-- Start of Data listing --
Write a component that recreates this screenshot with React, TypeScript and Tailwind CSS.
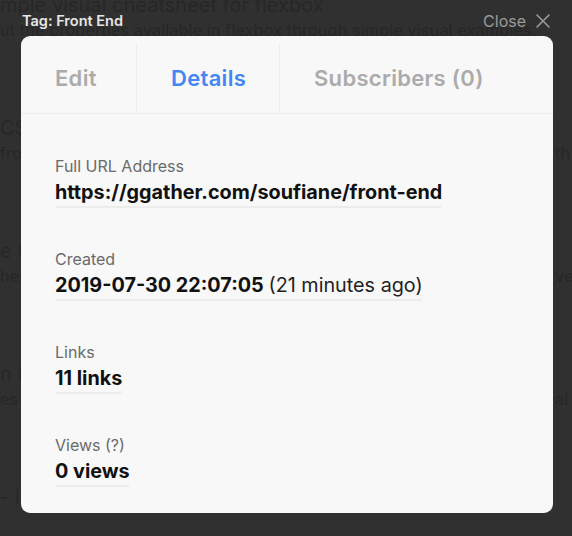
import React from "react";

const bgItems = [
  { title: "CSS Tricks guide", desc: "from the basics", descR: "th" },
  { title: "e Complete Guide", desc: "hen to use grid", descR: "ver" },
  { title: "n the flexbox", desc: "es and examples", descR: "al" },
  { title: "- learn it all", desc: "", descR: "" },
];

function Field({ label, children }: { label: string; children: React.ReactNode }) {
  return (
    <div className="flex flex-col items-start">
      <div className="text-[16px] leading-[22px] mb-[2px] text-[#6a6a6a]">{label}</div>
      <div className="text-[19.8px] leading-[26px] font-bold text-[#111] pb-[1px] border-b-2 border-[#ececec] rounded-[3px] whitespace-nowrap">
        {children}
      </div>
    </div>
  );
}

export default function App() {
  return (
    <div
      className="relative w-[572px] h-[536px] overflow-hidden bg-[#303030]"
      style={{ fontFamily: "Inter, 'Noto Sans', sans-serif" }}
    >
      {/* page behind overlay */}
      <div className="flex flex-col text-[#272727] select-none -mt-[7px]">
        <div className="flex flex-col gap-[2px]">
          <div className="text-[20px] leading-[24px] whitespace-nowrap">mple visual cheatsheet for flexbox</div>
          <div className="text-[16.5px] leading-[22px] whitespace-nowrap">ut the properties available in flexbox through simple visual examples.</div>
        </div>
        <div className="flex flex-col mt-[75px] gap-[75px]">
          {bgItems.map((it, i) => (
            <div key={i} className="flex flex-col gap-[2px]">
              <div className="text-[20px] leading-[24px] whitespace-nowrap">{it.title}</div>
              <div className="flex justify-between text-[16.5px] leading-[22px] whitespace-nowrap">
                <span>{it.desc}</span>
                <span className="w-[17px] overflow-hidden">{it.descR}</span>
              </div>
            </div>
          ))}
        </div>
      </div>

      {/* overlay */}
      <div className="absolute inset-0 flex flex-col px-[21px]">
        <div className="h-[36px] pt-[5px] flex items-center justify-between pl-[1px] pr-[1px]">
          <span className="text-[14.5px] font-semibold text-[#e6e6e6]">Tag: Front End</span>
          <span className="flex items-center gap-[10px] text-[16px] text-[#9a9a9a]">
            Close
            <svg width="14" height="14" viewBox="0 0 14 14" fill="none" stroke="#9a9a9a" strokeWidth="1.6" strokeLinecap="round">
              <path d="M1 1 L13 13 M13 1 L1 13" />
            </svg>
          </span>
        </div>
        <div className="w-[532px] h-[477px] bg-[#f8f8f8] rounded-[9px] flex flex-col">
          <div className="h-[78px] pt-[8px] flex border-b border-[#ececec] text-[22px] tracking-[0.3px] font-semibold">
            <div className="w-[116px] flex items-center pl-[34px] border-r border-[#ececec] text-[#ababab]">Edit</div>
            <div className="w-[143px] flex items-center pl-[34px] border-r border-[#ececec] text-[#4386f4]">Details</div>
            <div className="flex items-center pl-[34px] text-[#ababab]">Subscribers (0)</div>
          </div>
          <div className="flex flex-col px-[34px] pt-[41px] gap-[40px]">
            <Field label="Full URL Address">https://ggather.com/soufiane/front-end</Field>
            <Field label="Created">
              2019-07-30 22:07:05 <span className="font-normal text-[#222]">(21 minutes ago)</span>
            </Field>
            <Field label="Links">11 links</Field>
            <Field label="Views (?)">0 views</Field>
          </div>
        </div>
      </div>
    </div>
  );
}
-- End of Data listing --
-- Start of Data listing --
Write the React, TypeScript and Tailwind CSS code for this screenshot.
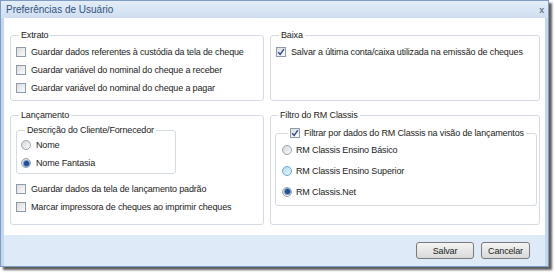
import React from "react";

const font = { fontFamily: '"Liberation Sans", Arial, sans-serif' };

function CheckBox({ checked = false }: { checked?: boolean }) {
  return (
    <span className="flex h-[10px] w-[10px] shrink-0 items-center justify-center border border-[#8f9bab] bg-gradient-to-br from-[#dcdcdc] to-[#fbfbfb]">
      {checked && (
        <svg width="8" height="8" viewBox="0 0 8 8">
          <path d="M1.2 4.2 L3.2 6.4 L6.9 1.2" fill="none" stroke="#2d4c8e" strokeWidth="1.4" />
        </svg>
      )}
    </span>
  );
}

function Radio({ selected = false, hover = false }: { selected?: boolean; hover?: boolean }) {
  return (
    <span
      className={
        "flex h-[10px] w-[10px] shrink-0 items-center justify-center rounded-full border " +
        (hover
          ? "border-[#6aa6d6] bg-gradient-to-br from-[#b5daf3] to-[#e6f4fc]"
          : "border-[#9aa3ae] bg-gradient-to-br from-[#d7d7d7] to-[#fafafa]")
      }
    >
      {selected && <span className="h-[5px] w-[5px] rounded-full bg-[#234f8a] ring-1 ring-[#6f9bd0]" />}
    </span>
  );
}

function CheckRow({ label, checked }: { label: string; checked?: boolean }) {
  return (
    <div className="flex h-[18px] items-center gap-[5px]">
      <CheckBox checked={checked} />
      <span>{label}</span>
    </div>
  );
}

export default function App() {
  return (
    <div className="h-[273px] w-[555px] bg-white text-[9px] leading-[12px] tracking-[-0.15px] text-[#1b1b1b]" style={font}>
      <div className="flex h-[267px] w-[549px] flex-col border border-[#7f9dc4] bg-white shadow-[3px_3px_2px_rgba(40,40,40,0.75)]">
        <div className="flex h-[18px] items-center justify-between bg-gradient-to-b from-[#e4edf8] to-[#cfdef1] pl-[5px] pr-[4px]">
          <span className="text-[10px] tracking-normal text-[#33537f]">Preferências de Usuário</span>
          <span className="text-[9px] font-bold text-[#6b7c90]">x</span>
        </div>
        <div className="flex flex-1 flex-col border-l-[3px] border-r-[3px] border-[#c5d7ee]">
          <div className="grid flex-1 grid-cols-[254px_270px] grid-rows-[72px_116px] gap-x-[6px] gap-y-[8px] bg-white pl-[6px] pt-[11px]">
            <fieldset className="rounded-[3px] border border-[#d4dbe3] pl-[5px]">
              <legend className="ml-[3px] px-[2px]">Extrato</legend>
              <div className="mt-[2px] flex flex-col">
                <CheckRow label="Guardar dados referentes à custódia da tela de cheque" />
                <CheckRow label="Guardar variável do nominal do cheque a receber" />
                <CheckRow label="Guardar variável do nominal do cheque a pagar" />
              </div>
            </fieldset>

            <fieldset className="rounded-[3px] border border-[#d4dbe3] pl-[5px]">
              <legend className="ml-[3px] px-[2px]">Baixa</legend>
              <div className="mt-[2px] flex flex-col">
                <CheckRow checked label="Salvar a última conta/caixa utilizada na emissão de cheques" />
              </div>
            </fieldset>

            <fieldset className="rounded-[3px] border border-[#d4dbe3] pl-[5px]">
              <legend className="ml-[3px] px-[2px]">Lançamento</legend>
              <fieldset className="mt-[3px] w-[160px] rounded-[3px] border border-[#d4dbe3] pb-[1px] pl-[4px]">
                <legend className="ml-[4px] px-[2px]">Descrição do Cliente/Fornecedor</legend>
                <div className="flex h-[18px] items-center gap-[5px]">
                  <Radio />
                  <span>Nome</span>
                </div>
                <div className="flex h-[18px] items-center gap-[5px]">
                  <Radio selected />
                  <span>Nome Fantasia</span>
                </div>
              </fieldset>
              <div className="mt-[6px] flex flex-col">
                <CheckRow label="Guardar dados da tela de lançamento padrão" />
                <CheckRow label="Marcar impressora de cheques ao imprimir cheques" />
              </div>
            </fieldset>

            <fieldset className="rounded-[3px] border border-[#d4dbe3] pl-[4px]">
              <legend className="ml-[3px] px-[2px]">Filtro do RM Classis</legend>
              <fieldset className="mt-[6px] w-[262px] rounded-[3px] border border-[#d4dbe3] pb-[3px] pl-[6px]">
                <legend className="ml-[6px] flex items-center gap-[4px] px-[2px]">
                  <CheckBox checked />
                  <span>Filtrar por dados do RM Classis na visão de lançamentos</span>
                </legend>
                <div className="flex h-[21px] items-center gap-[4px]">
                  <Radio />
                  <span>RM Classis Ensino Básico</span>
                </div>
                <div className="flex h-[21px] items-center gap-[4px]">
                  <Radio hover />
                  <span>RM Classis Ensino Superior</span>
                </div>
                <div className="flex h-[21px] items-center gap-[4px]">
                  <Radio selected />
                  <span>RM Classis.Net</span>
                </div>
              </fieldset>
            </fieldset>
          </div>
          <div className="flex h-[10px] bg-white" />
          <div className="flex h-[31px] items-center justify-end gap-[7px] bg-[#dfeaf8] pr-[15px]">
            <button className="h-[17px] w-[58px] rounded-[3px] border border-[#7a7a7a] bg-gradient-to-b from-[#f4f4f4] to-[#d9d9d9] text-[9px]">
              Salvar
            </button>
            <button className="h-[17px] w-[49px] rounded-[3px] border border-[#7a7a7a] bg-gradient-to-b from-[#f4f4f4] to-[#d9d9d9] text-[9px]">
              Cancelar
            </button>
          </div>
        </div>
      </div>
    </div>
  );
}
-- End of Data listing --
Task – Select from the material above each line in which the string "Write" appears, and list those lines.

Exercise result –
Write a component that recreates this screenshot with React, TypeScript and Tailwind CSS.
Write the React, TypeScript and Tailwind CSS code for this screenshot.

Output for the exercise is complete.